[Rows from a dataset of pages and code]
-----

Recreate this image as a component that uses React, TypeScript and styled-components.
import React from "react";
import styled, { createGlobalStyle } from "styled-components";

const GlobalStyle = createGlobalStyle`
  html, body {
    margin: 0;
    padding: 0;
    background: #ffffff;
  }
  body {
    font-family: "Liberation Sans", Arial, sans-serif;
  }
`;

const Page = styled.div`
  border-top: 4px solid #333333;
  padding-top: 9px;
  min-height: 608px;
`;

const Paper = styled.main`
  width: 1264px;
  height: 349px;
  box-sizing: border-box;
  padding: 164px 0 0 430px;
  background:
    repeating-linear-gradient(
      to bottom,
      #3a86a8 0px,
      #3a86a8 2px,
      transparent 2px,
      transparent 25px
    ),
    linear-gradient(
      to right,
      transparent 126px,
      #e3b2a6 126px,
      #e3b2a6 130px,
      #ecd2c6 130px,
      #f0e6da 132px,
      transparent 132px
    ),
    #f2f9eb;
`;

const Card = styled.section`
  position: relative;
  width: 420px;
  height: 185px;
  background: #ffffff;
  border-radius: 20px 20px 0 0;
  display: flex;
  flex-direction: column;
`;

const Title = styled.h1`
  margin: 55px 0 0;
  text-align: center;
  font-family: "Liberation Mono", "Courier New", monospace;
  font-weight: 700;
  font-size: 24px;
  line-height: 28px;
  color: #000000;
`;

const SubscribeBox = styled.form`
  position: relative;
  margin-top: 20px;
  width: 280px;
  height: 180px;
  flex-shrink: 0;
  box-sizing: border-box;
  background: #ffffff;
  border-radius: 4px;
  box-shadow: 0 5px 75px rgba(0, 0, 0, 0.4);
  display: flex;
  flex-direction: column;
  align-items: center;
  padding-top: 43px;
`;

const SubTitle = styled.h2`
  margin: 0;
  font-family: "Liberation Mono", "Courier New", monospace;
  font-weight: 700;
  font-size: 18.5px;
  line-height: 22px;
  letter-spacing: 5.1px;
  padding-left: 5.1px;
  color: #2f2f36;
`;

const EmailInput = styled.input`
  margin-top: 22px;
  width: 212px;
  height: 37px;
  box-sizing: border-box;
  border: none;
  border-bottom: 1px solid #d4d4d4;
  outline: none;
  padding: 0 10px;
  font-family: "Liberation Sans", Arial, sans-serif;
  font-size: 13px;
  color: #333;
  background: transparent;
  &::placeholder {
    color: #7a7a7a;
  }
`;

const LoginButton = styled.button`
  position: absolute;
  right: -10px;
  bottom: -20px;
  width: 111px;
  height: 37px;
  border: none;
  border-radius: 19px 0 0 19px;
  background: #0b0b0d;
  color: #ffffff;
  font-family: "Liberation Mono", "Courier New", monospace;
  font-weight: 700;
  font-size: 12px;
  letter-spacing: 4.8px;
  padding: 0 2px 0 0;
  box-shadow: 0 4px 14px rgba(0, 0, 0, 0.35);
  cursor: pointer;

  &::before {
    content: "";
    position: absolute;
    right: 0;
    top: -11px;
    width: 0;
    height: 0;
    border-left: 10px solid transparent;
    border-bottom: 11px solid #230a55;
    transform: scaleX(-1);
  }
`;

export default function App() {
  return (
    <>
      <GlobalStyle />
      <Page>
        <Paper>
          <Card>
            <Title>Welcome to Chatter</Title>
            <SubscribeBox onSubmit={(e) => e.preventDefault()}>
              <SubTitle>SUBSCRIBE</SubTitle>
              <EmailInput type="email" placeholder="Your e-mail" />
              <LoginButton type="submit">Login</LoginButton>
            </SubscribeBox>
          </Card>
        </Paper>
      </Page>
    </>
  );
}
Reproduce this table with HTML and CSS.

-----

## What is needed
Reproduce each record exactly, leaving nothing out.

## Reply to the task
Recreate this image as a component that uses React, TypeScript and styled-components.
import React from "react";
import styled, { createGlobalStyle } from "styled-components";

const GlobalStyle = createGlobalStyle`
  html, body {
    margin: 0;
    padding: 0;
    background: #ffffff;
  }
  body {
    font-family: "Liberation Sans", Arial, sans-serif;
  }
`;

const Page = styled.div`
  border-top: 4px solid #333333;
  padding-top: 9px;
  min-height: 608px;
`;

const Paper = styled.main`
  width: 1264px;
  height: 349px;
  box-sizing: border-box;
  padding: 164px 0 0 430px;
  background:
    repeating-linear-gradient(
      to bottom,
      #3a86a8 0px,
      #3a86a8 2px,
      transparent 2px,
      transparent 25px
    ),
    linear-gradient(
      to right,
      transparent 126px,
      #e3b2a6 126px,
      #e3b2a6 130px,
      #ecd2c6 130px,
      #f0e6da 132px,
      transparent 132px
    ),
    #f2f9eb;
`;

const Card = styled.section`
  position: relative;
  width: 420px;
  height: 185px;
  background: #ffffff;
  border-radius: 20px 20px 0 0;
  display: flex;
  flex-direction: column;
`;

const Title = styled.h1`
  margin: 55px 0 0;
  text-align: center;
  font-family: "Liberation Mono", "Courier New", monospace;
  font-weight: 700;
  font-size: 24px;
  line-height: 28px;
  color: #000000;
`;

const SubscribeBox = styled.form`
  position: relative;
  margin-top: 20px;
  width: 280px;
  height: 180px;
  flex-shrink: 0;
  box-sizing: border-box;
  background: #ffffff;
  border-radius: 4px;
  box-shadow: 0 5px 75px rgba(0, 0, 0, 0.4);
  display: flex;
  flex-direction: column;
  align-items: center;
  padding-top: 43px;
`;

const SubTitle = styled.h2`
  margin: 0;
  font-family: "Liberation Mono", "Courier New", monospace;
  font-weight: 700;
  font-size: 18.5px;
  line-height: 22px;
  letter-spacing: 5.1px;
  padding-left: 5.1px;
  color: #2f2f36;
`;

const EmailInput = styled.input`
  margin-top: 22px;
  width: 212px;
  height: 37px;
  box-sizing: border-box;
  border: none;
  border-bottom: 1px solid #d4d4d4;
  outline: none;
  padding: 0 10px;
  font-family: "Liberation Sans", Arial, sans-serif;
  font-size: 13px;
  color: #333;
  background: transparent;
  &::placeholder {
    color: #7a7a7a;
  }
`;

const LoginButton = styled.button`
  position: absolute;
  right: -10px;
  bottom: -20px;
  width: 111px;
  height: 37px;
  border: none;
  border-radius: 19px 0 0 19px;
  background: #0b0b0d;
  color: #ffffff;
  font-family: "Liberation Mono", "Courier New", monospace;
  font-weight: 700;
  font-size: 12px;
  letter-spacing: 4.8px;
  padding: 0 2px 0 0;
  box-shadow: 0 4px 14px rgba(0, 0, 0, 0.35);
  cursor: pointer;

  &::before {
    content: "";
    position: absolute;
    right: 0;
    top: -11px;
    width: 0;
    height: 0;
    border-left: 10px solid transparent;
    border-bottom: 11px solid #230a55;
    transform: scaleX(-1);
  }
`;

export default function App() {
  return (
    <>
      <GlobalStyle />
      <Page>
        <Paper>
          <Card>
            <Title>Welcome to Chatter</Title>
            <SubscribeBox onSubmit={(e) => e.preventDefault()}>
              <SubTitle>SUBSCRIBE</SubTitle>
              <EmailInput type="email" placeholder="Your e-mail" />
              <LoginButton type="submit">Login</LoginButton>
            </SubscribeBox>
          </Card>
        </Paper>
      </Page>
    </>
  );
}
Reproduce this table with HTML and CSS.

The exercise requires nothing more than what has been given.